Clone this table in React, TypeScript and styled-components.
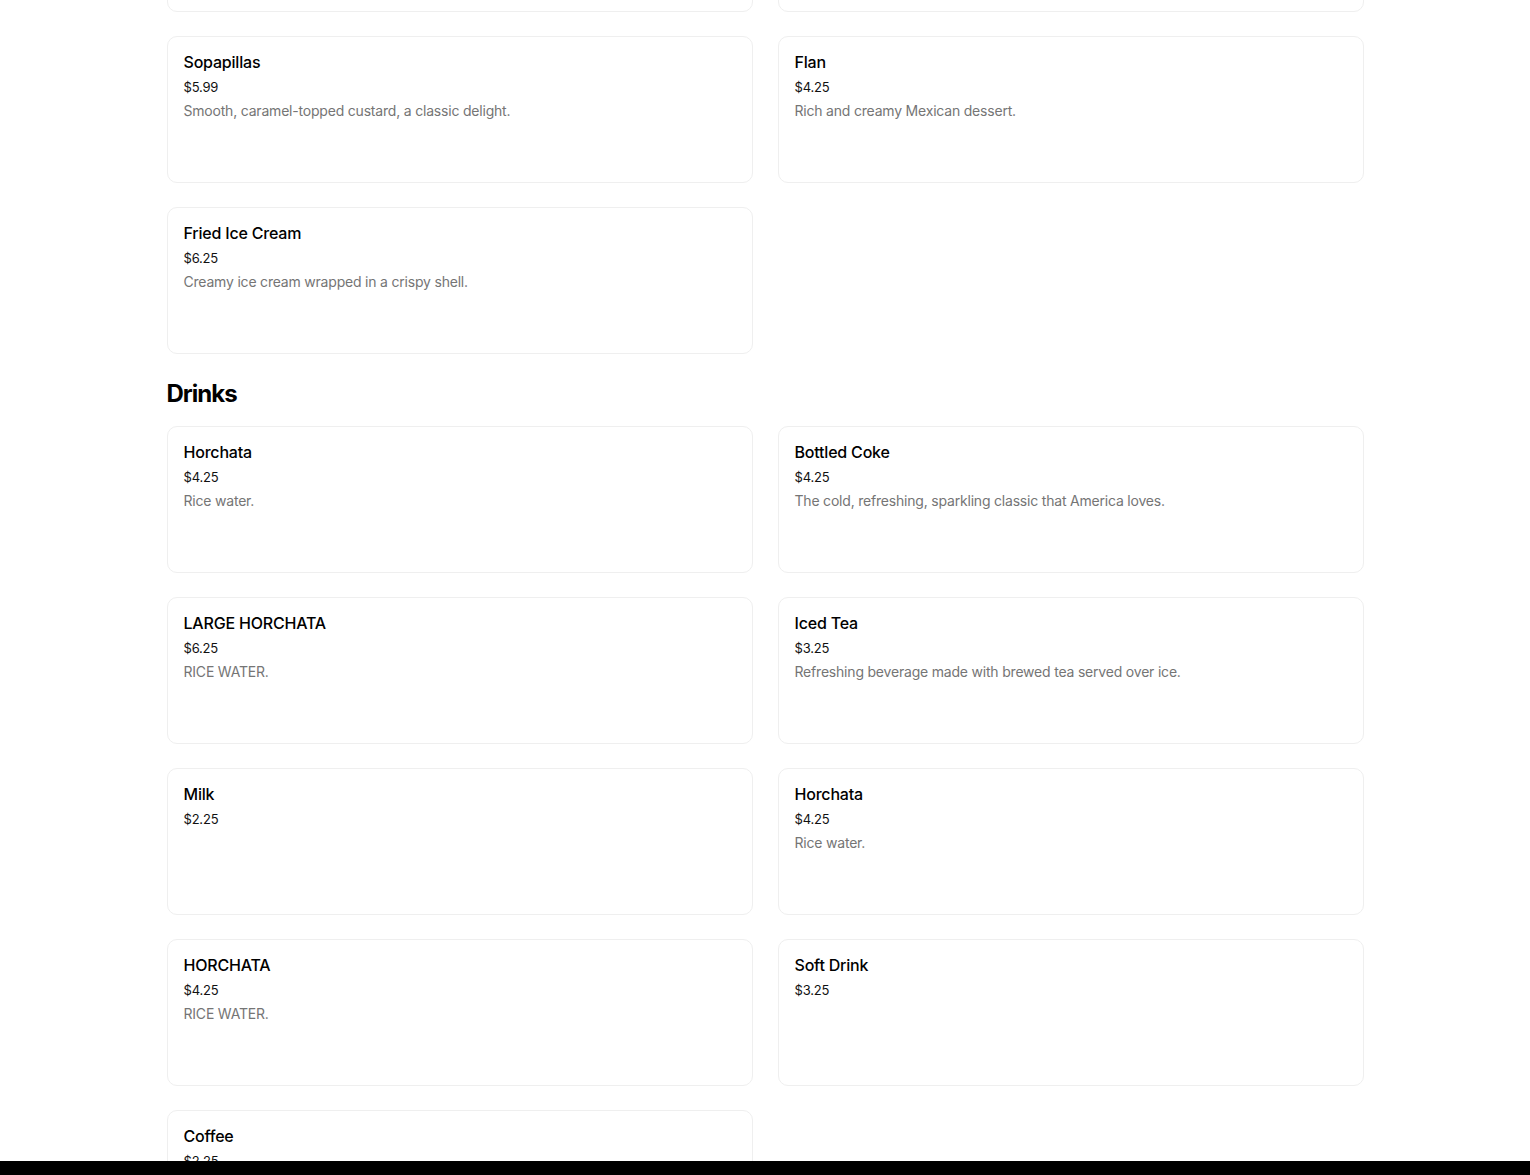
import React from 'react';
import styled, { createGlobalStyle } from 'styled-components';

const GlobalStyle = createGlobalStyle`
  html, body {
    margin: 0;
    padding: 0;
    background: #ffffff;
  }
  body {
    font-family: Inter, "Noto Sans", "Liberation Sans", sans-serif;
    color: #000000;
    overflow: hidden;
  }
`;

const Page = styled.main`
  box-sizing: border-box;
  width: 1197px;
  margin: -135px auto 0;
`;

const Section = styled.section``;

const SectionTitle = styled.h2`
  margin: 24px 0 16px;
  font-size: 24px;
  line-height: 32px;
  font-weight: 700;
  letter-spacing: -1px;
`;

const Grid = styled.div`
  display: grid;
  grid-template-columns: 1fr 1fr;
  gap: 24px 25px;
`;

const Card = styled.article`
  box-sizing: border-box;
  height: 147px;
  padding: 15px 16px;
  border: 1px solid #efefef;
  border-radius: 10px;
  background: #ffffff;
`;

const Name = styled.div`
  font-size: 16px;
  line-height: 20px;
  font-weight: 500;
  letter-spacing: -0.2px;
  color: #000000;
`;

const Price = styled.div`
  margin-top: 5px;
  font-size: 13px;
  line-height: 20px;
  letter-spacing: -0.2px;
  color: #111111;
`;

const Description = styled.div`
  margin-top: 4px;
  font-size: 14px;
  line-height: 20px;
  letter-spacing: -0.2px;
  color: #757575;
`;

const BottomBar = styled.div`
  position: fixed;
  left: 0;
  right: 0;
  bottom: 0;
  height: 14px;
  background: #000000;
`;

type Item = { name: string; price: string; description?: string };

const desserts: Item[] = [
  { name: 'Churros', price: '$4.99', description: 'Fried dough dusted with cinnamon sugar.' },
  { name: 'Tres Leches', price: '$5.25', description: 'Sponge cake soaked in three kinds of milk.' },
  { name: 'Sopapillas', price: '$5.99', description: 'Smooth, caramel-topped custard, a classic delight.' },
  { name: 'Flan', price: '$4.25', description: 'Rich and creamy Mexican dessert.' },
  { name: 'Fried Ice Cream', price: '$6.25', description: 'Creamy ice cream wrapped in a crispy shell.' },
];

const drinks: Item[] = [
  { name: 'Horchata', price: '$4.25', description: 'Rice water.' },
  { name: 'Bottled Coke', price: '$4.25', description: 'The cold, refreshing, sparkling classic that America loves.' },
  { name: 'LARGE HORCHATA', price: '$6.25', description: 'RICE WATER.' },
  { name: 'Iced Tea', price: '$3.25', description: 'Refreshing beverage made with brewed tea served over ice.' },
  { name: 'Milk', price: '$2.25' },
  { name: 'Horchata', price: '$4.25', description: 'Rice water.' },
  { name: 'HORCHATA', price: '$4.25', description: 'RICE WATER.' },
  { name: 'Soft Drink', price: '$3.25' },
  { name: 'Coffee', price: '$2.25' },
];

const MenuCard: React.FC<{ item: Item }> = ({ item }) => (
  <Card>
    <Name>{item.name}</Name>
    <Price>{item.price}</Price>
    {item.description && <Description>{item.description}</Description>}
  </Card>
);

const App: React.FC = () => {
  return (
    <>
      <GlobalStyle />
      <Page>
        <Section>
          <Grid>
            {desserts.map((item, i) => (
              <MenuCard key={i} item={item} />
            ))}
          </Grid>
        </Section>
        <Section>
          <SectionTitle>Drinks</SectionTitle>
          <Grid>
            {drinks.map((item, i) => (
              <MenuCard key={i} item={item} />
            ))}
          </Grid>
        </Section>
      </Page>
      <BottomBar />
    </>
  );
};

export default App;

==*==

Return the whole listing, word for word, and leave out every picture.

Clone this table in React, TypeScript and styled-components.
import React from 'react';
import styled, { createGlobalStyle } from 'styled-components';

const GlobalStyle = createGlobalStyle`
  html, body {
    margin: 0;
    padding: 0;
    background: #ffffff;
  }
  body {
    font-family: Inter, "Noto Sans", "Liberation Sans", sans-serif;
    color: #000000;
    overflow: hidden;
  }
`;

const Page = styled.main`
  box-sizing: border-box;
  width: 1197px;
  margin: -135px auto 0;
`;

const Section = styled.section``;

const SectionTitle = styled.h2`
  margin: 24px 0 16px;
  font-size: 24px;
  line-height: 32px;
  font-weight: 700;
  letter-spacing: -1px;
`;

const Grid = styled.div`
  display: grid;
  grid-template-columns: 1fr 1fr;
  gap: 24px 25px;
`;

const Card = styled.article`
  box-sizing: border-box;
  height: 147px;
  padding: 15px 16px;
  border: 1px solid #efefef;
  border-radius: 10px;
  background: #ffffff;
`;

const Name = styled.div`
  font-size: 16px;
  line-height: 20px;
  font-weight: 500;
  letter-spacing: -0.2px;
  color: #000000;
`;

const Price = styled.div`
  margin-top: 5px;
  font-size: 13px;
  line-height: 20px;
  letter-spacing: -0.2px;
  color: #111111;
`;

const Description = styled.div`
  margin-top: 4px;
  font-size: 14px;
  line-height: 20px;
  letter-spacing: -0.2px;
  color: #757575;
`;

const BottomBar = styled.div`
  position: fixed;
  left: 0;
  right: 0;
  bottom: 0;
  height: 14px;
  background: #000000;
`;

type Item = { name: string; price: string; description?: string };

const desserts: Item[] = [
  { name: 'Churros', price: '$4.99', description: 'Fried dough dusted with cinnamon sugar.' },
  { name: 'Tres Leches', price: '$5.25', description: 'Sponge cake soaked in three kinds of milk.' },
  { name: 'Sopapillas', price: '$5.99', description: 'Smooth, caramel-topped custard, a classic delight.' },
  { name: 'Flan', price: '$4.25', description: 'Rich and creamy Mexican dessert.' },
  { name: 'Fried Ice Cream', price: '$6.25', description: 'Creamy ice cream wrapped in a crispy shell.' },
];

const drinks: Item[] = [
  { name: 'Horchata', price: '$4.25', description: 'Rice water.' },
  { name: 'Bottled Coke', price: '$4.25', description: 'The cold, refreshing, sparkling classic that America loves.' },
  { name: 'LARGE HORCHATA', price: '$6.25', description: 'RICE WATER.' },
  { name: 'Iced Tea', price: '$3.25', description: 'Refreshing beverage made with brewed tea served over ice.' },
  { name: 'Milk', price: '$2.25' },
  { name: 'Horchata', price: '$4.25', description: 'Rice water.' },
  { name: 'HORCHATA', price: '$4.25', description: 'RICE WATER.' },
  { name: 'Soft Drink', price: '$3.25' },
  { name: 'Coffee', price: '$2.25' },
];

const MenuCard: React.FC<{ item: Item }> = ({ item }) => (
  <Card>
    <Name>{item.name}</Name>
    <Price>{item.price}</Price>
    {item.description && <Description>{item.description}</Description>}
  </Card>
);

const App: React.FC = () => {
  return (
    <>
      <GlobalStyle />
      <Page>
        <Section>
          <Grid>
            {desserts.map((item, i) => (
              <MenuCard key={i} item={item} />
            ))}
          </Grid>
        </Section>
        <Section>
          <SectionTitle>Drinks</SectionTitle>
          <Grid>
            {drinks.map((item, i) => (
              <MenuCard key={i} item={item} />
            ))}
          </Grid>
        </Section>
      </Page>
      <BottomBar />
    </>
  );
};

export default App;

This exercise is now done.